Per Anna Finocchiaro, presidente del gruppo del Pd al Senato, “il femminicidio che vede le donne vittime di mariti, compagni, fratelli, amanti ed ex, ha profonde cause culturali che vanno contrastate non solo con il diritto penale, ma attraverso la prevenzione, il sostegno ai centri antiviolenza, la promozione di una cultura del rispetto del corpo femminile, il riconoscimento del reale valore e del ruolo che le donne hanno già assunto nella società”, quindi indicazioni che vadano a incidere prima che la donna divenga vittima.

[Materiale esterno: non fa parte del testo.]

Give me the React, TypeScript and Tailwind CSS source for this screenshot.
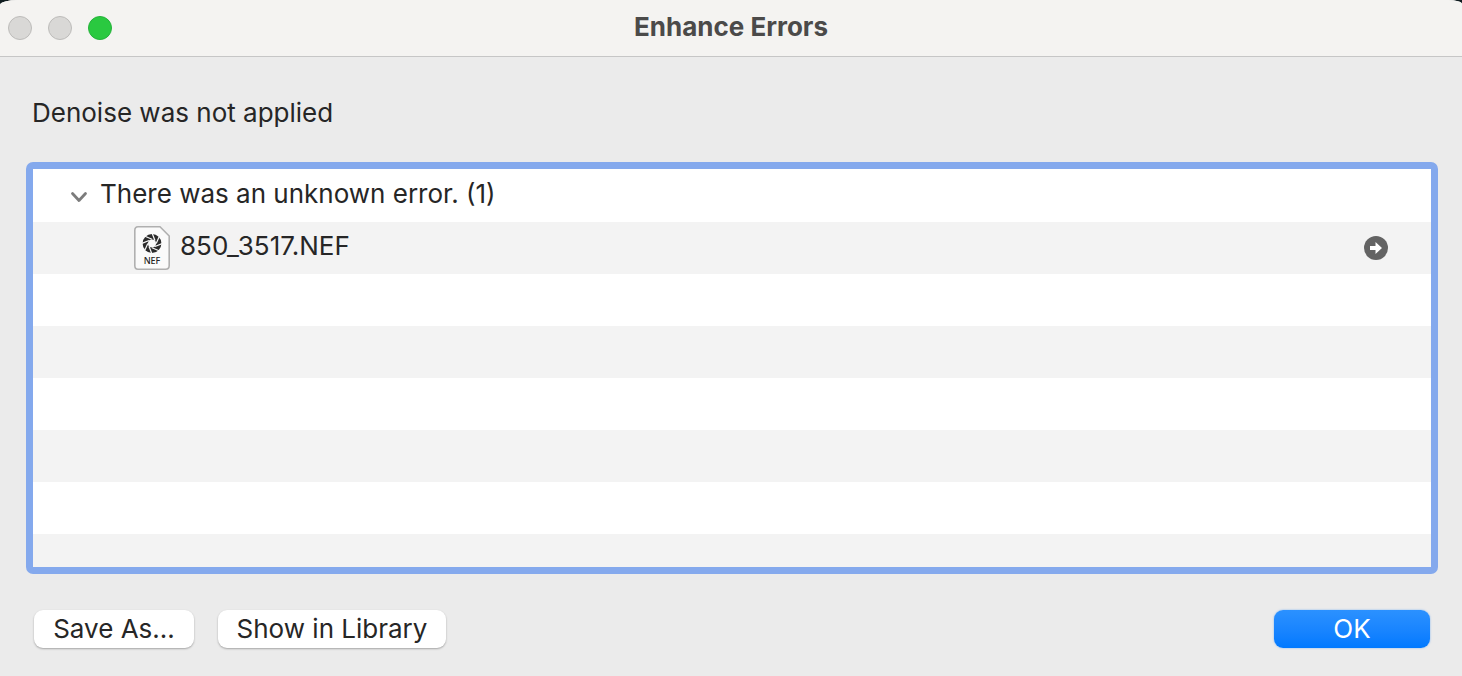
import React, { useState } from "react";

const emptyRows = [1, 2, 3, 4, 5, 6];
const bladeAngles = [0, 45, 90, 135, 180, 225, 270, 315];

const ChevronIcon: React.FC<{ open: boolean }> = ({ open }) => (
    <svg
        className={open ? "h-5 w-5" : "h-5 w-5 -rotate-90"}
        viewBox="0 0 20 20"
        fill="none"
        stroke="#7c7c7c"
        strokeWidth="2.8"
        strokeLinecap="round"
        strokeLinejoin="round"
    >
        <path d="M3.5 7.5 L10 14.5 L16.5 7.5" />
    </svg>
);

const NefFileIcon: React.FC = () => (
    <svg className="h-[46px] w-[38px] shrink-0" viewBox="0 0 38 46">
        <path
            d="M5 1.8 H27 L36.2 11 V40.5 Q36.2 44.2 32.5 44.2 H5 Q1.8 44.2 1.8 40.5 V5.5 Q1.8 1.8 5 1.8 Z"
            fill="#fafafa"
            stroke="#b0b0b0"
            strokeWidth="1.6"
        />
        <g transform="translate(19 18.5)">
            <circle r="9.4" fill="#2b2b2b" />
            <circle r="4" fill="#fafafa" />
            {bladeAngles.map((angle) => (
                <path
                    key={angle}
                    d="M4.2 0 L7.5 -7.6"
                    stroke="#fafafa"
                    strokeWidth="1.2"
                    transform={`rotate(${angle})`}
                />
            ))}
        </g>
        <text
            x="19"
            y="39"
            textAnchor="middle"
            className="fill-[#222222] font-['Noto_Sans',sans-serif] text-[9px] font-medium"
        >
            NEF
        </text>
    </svg>
);

const ArrowIcon: React.FC = () => (
    <svg className="h-6 w-6" viewBox="0 0 24 24">
        <circle cx="12" cy="12" r="12" fill="#636363" />
        <path d="M6 10 H11.5 V6 L18 12 L11.5 18 V14 H6 Z" fill="#ffffff" />
    </svg>
);

export default function App() {
    const [isOpen, setIsOpen] = useState(true);

    return (
        <div className="min-h-screen bg-[#101c20] font-[Inter,sans-serif] text-[#262626]">
            <div className="flex min-h-screen flex-col rounded-tl-[18px_5px] rounded-tr-[14px_4px] bg-[#ebebeb]">
                <header className="grid h-[57px] grid-cols-[1fr_auto_1fr] items-center rounded-tl-[18px_5px] rounded-tr-[14px_4px] border-b border-[#c6c6c6] bg-[#f4f3f1] px-2">
                    <div className="flex gap-4">
                        <button aria-label="Close" className="h-6 w-6 rounded-full border border-[#bdbcba] bg-[#d9d8d6]" />
                        <button aria-label="Minimize" className="h-6 w-6 rounded-full border border-[#bdbcba] bg-[#d9d8d6]" />
                        <button aria-label="Zoom" className="h-6 w-6 rounded-full border border-[#24b23a] bg-[#2ac940]" />
                    </div>
                    <h1 className="pb-0.5 text-[26px] leading-8 font-bold text-[#4b4a49]">Enhance Errors</h1>
                </header>

                <main className="pr-6 pl-[26px]">
                    <p className="px-[6px] pt-10 pb-[33px] text-[26px] leading-8">Denoise was not applied</p>

                    <div className="h-[412px] overflow-hidden rounded-[7px] border-7 border-[#84a9ed] bg-white pt-px">
                        <ul>
                            <li className="flex h-[52px] items-center pl-9">
                                <button
                                    aria-label="Toggle group"
                                    aria-expanded={isOpen}
                                    className="mr-[11px]"
                                    onClick={() => setIsOpen(!isOpen)}
                                >
                                    <ChevronIcon open={isOpen} />
                                </button>
                                <span className="pb-1 text-[26px] leading-8">There was an unknown error. (1)</span>
                            </li>
                            {isOpen && (
                                <li className="flex h-[52px] items-center bg-[#f3f3f3] pr-[43px] pl-[100px]">
                                    <NefFileIcon />
                                    <span className="flex-1 pb-1 pl-[9px] text-[26px] leading-8">850_3517.NEF</span>
                                    <button aria-label="Show photo">
                                        <ArrowIcon />
                                    </button>
                                </li>
                            )}
                            {emptyRows.map((row) => (
                                <li key={row} aria-hidden="true" className="h-[52px] even:bg-[#f3f3f3]" />
                            ))}
                        </ul>
                    </div>
                </main>

                <footer className="flex gap-6 pt-9 pr-8 pb-7 pl-[34px]">
                    <button className="h-[38px] w-40 rounded-[9px] bg-white pb-px text-[26px] leading-8 shadow-[0_1px_2px_rgba(0,0,0,0.3)]">
                        Save As...
                    </button>
                    <button className="h-[38px] w-[228px] rounded-[9px] bg-white pb-px text-[26px] leading-8 shadow-[0_1px_2px_rgba(0,0,0,0.3)]">
                        Show in Library
                    </button>
                    <button className="ml-auto h-[38px] w-[156px] rounded-[9px] bg-linear-to-b from-[#2b91ff] to-[#0079ff] pb-px text-[26px] leading-8 text-white shadow-[0_0_2px_rgba(0,121,255,0.5)]">
                        OK
                    </button>
                </footer>
            </div>
        </div>
    );
}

Per dirla tutta, anche se i tempi stringono e più che una legge occorrono politiche attive, bisogna riconoscere che almeno la senatrice Anna Serafini ha avuto il buon gusto e l’intelligenza di interpellare le associazioni che lavorano sulla violenza, stilando un disegno di legge articolato – anche con modifiche in materia penale ma mirate – che possono essere prese in considerazione in una discussione sul contrasto al femminicidio, mentre quella della coppia Bongiorno-Carfagna ricorda tristemente quel che fu fatto con il delitto di Giovanna Reggiani (stuprata e uccisa nel 2007 alla periferia di Roma) sulla cui pelle furono varate le leggi in materia di pubblica sicurezza con espliciti riferimenti contro i cittadini extracomunitari.